Set down the full listing exactly as given. Any pictures are to be left out.

+ + +

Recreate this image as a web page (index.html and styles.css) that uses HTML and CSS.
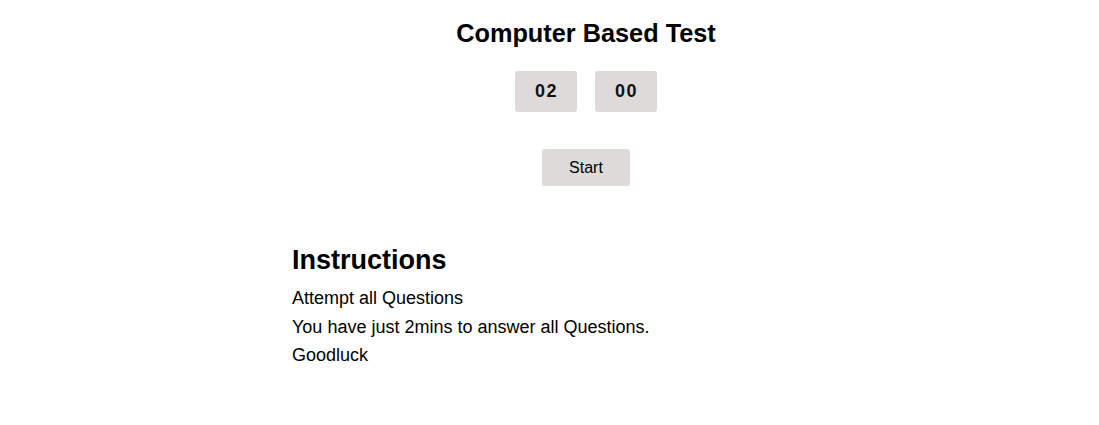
FILE: index.html
```html
<!DOCTYPE html>
<html>
<head>
<meta charset="utf-8">
<link rel="stylesheet" href="styles.css">
</head>
<body>
<div class="wrap">
  <h1 class="title">Computer Based Test</h1>
  <div class="timer">
    <div class="cell">02</div>
    <div class="cell">00</div>
  </div>
  <div class="actions">
    <button class="start">Start</button>
  </div>
  <section class="instructions">
    <h2>Instructions</h2>
    <p>Attempt all Questions</p>
    <p>You have just 2mins to answer all Questions.</p>
    <p>Goodluck</p>
  </section>
</div>
</body>
</html>
```

FILE: styles.css
```css
html, body {
  margin: 0;
  padding: 0;
  background: #fff;
}
body {
  font-family: "Liberation Sans", Arial, sans-serif;
  color: #000;
}
.wrap {
  width: 588px;
  margin-left: 292px;
  display: flex;
  flex-direction: column;
}
.title {
  margin: 18px 0 0;
  font-size: 25.3px;
  font-weight: bold;
  line-height: 30px;
  text-align: center;
}
.timer {
  display: flex;
  justify-content: center;
  gap: 18px;
  margin-top: 23px;
}
.cell {
  width: 62px;
  height: 41px;
  background: #dedada;
  border-radius: 3px;
  display: flex;
  align-items: center;
  justify-content: center;
  font-size: 18px;
  font-weight: 600;
  letter-spacing: 1.5px;
  padding-left: 1px;
  box-sizing: border-box;
  color: #111;
}
.actions {
  display: flex;
  justify-content: center;
  margin-top: 37px;
}
.start {
  width: 88px;
  height: 37px;
  background: #dedada;
  border: none;
  border-radius: 3px;
  font-family: "Liberation Sans", Arial, sans-serif;
  font-size: 16px;
  color: #000;
  padding: 0;
}
.instructions {
  margin-top: 56px;
}
.instructions h2 {
  margin: 0 0 5px;
  font-size: 27px;
  font-weight: bold;
  line-height: 37px;
}
.instructions p {
  margin: 0;
  font-size: 18px;
  line-height: 28.5px;
}
```
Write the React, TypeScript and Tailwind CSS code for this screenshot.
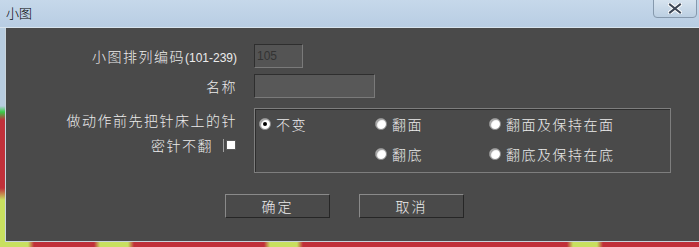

+ + +

• [Exercise response]
Recreate this image as a web page (index.html and styles.css) that uses HTML and CSS.
FILE: index.html
```html
<!DOCTYPE html>
<html>
<head>
<meta charset="utf-8">
<link rel="stylesheet" href="styles.css">
</head>
<body>
<div class="wrap">
  <h1 class="title">Computer Based Test</h1>
  <div class="timer">
    <div class="cell">02</div>
    <div class="cell">00</div>
  </div>
  <div class="actions">
    <button class="start">Start</button>
  </div>
  <section class="instructions">
    <h2>Instructions</h2>
    <p>Attempt all Questions</p>
    <p>You have just 2mins to answer all Questions.</p>
    <p>Goodluck</p>
  </section>
</div>
</body>
</html>
```

FILE: styles.css
```css
html, body {
  margin: 0;
  padding: 0;
  background: #fff;
}
body {
  font-family: "Liberation Sans", Arial, sans-serif;
  color: #000;
}
.wrap {
  width: 588px;
  margin-left: 292px;
  display: flex;
  flex-direction: column;
}
.title {
  margin: 18px 0 0;
  font-size: 25.3px;
  font-weight: bold;
  line-height: 30px;
  text-align: center;
}
.timer {
  display: flex;
  justify-content: center;
  gap: 18px;
  margin-top: 23px;
}
.cell {
  width: 62px;
  height: 41px;
  background: #dedada;
  border-radius: 3px;
  display: flex;
  align-items: center;
  justify-content: center;
  font-size: 18px;
  font-weight: 600;
  letter-spacing: 1.5px;
  padding-left: 1px;
  box-sizing: border-box;
  color: #111;
}
.actions {
  display: flex;
  justify-content: center;
  margin-top: 37px;
}
.start {
  width: 88px;
  height: 37px;
  background: #dedada;
  border: none;
  border-radius: 3px;
  font-family: "Liberation Sans", Arial, sans-serif;
  font-size: 16px;
  color: #000;
  padding: 0;
}
.instructions {
  margin-top: 56px;
}
.instructions h2 {
  margin: 0 0 5px;
  font-size: 27px;
  font-weight: bold;
  line-height: 37px;
}
.instructions p {
  margin: 0;
  font-size: 18px;
  line-height: 28.5px;
}
```
Write the React, TypeScript and Tailwind CSS code for this screenshot.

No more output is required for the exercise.